We should really do a more detailed assessment of cardiovascular health in this population. Frank Qian

There were some striking differences when the researchers dug into the different components of the LE8 scores, Qian reported. “These women with adverse pregnancy outcomes were less likely to smoke and actually, on average, had better blood lipids,” he said. “But the key drivers—and I think this may play into how we might in the clinical setting improve the cardiovascular outcomes in these populations—is their diets seem to be worse. They had a much higher prevalence of suboptimal blood glucose levels and their weight was on average a little bit higher.”

These factors are “levers we can pull on, ideally even before these women become pregnant, but certainly after they develop these adverse pregnancy outcomes,” Qian urged. “We want to target those specific risk factors more extensively.”

He called on all cardiologists to routinely ask patients about APOs, even if the pregnancies occurred decades before.

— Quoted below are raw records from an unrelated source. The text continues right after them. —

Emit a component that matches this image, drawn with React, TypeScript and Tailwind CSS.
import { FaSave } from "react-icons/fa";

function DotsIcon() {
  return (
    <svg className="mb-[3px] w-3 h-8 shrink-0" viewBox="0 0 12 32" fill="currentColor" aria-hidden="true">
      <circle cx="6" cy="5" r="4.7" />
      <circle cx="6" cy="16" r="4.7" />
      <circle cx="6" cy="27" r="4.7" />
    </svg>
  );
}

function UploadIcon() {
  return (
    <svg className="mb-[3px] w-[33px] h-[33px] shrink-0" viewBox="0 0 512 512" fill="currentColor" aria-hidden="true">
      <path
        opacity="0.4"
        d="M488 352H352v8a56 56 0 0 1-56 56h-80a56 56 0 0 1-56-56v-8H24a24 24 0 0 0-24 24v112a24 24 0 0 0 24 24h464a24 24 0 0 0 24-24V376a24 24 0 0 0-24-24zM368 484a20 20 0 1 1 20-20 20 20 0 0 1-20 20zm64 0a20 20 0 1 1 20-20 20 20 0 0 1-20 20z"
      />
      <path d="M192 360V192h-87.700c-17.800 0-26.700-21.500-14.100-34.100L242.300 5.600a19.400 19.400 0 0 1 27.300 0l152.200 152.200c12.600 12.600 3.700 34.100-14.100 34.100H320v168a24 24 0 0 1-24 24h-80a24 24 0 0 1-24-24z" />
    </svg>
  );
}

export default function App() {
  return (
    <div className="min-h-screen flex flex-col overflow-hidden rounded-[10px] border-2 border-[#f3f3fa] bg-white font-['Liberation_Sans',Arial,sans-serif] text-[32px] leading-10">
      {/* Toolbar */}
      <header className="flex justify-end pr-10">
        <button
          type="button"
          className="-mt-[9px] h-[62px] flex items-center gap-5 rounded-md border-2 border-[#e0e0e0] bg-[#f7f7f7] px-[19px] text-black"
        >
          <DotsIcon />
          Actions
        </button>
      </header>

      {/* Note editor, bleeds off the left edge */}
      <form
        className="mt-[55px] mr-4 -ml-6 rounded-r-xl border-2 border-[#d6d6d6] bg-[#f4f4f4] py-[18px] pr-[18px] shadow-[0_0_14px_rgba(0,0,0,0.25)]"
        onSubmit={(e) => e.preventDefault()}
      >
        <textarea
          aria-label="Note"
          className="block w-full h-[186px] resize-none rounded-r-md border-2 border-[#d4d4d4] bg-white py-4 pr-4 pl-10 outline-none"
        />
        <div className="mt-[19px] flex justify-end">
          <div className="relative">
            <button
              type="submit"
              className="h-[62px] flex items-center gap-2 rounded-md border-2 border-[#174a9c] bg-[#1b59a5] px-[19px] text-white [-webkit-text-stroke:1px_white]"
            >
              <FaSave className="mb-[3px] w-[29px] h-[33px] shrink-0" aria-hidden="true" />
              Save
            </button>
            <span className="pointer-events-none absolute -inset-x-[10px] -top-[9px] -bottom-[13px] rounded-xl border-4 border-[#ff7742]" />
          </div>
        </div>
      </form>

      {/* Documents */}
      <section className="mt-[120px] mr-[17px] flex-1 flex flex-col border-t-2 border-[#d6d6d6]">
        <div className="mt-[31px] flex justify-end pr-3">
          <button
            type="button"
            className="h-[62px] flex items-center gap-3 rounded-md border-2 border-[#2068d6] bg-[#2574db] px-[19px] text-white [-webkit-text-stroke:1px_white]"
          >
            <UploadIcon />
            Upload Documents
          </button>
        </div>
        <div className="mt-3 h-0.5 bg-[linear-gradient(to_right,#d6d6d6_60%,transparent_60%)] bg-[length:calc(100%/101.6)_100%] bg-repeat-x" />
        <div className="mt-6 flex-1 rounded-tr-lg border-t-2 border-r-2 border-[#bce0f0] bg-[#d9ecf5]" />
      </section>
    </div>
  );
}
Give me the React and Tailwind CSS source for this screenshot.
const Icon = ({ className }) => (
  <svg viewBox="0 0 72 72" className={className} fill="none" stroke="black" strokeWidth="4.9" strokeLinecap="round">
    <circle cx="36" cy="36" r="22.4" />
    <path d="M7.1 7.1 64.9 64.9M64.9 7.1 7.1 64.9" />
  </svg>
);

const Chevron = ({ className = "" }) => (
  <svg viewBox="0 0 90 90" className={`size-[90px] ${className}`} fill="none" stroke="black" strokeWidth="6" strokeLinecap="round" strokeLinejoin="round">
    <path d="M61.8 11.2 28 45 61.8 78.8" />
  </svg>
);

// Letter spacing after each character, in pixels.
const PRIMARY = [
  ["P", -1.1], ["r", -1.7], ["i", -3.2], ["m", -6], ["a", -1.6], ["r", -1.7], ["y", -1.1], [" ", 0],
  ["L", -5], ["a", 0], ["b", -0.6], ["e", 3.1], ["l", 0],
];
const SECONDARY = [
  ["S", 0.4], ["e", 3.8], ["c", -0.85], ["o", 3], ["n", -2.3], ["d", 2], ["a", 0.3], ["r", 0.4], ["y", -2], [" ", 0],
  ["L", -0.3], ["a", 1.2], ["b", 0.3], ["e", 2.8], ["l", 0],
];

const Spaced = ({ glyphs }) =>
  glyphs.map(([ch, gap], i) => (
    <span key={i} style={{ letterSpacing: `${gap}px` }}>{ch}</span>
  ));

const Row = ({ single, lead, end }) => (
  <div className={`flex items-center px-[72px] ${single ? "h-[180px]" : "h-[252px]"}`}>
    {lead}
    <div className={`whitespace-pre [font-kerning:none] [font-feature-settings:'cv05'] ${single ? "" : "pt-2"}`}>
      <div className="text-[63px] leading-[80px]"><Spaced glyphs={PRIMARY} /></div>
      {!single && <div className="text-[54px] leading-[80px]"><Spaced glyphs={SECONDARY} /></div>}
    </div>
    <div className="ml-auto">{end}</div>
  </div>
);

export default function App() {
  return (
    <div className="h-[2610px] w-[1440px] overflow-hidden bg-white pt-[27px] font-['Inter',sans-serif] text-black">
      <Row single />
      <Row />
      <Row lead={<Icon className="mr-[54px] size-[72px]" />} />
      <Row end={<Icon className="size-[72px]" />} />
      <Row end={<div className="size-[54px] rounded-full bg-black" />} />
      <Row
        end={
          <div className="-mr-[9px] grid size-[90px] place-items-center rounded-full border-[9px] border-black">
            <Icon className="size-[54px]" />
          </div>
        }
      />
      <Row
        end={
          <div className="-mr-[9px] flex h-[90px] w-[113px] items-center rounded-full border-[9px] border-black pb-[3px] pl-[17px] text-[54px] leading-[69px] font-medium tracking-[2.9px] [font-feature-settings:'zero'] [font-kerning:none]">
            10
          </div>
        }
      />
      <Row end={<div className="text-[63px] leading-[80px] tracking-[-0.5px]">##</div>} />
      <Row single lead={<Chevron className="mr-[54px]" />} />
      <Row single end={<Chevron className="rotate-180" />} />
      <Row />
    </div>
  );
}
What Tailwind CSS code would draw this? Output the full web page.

Secondly, for those with a history of APOs, Qian said “we should really do a more detailed assessment of cardiovascular health in this population,” so that any modifiable factors can be addressed.

Going forward, Qian said he would like to see more randomized research done looking at the CVD impact of lifestyle modification on patients with a history of APOs as well as studies exploring the mechanism linking these conditions. “It seems like inflammation and endothelial dysfunction is playing a pretty key role here,” he said.

Chou said she would also like to see more data on how race and ethnicity might come into play here. “Black women and Native American women shoulder a higher burden of pregnancy related mortality and morbidity and are at higher risk for developing hypertensive disorders of pregnancy and lifelong cardiovascular disease,” she said. “I would like to see if lifestyle modification for those patients gives us a greater risk reduction as opposed to patients who have a lower risk from a racial and ethnicity perspective.”

Sources
Disclosures
  • Qian and Chou report no relevant conflicts of interest.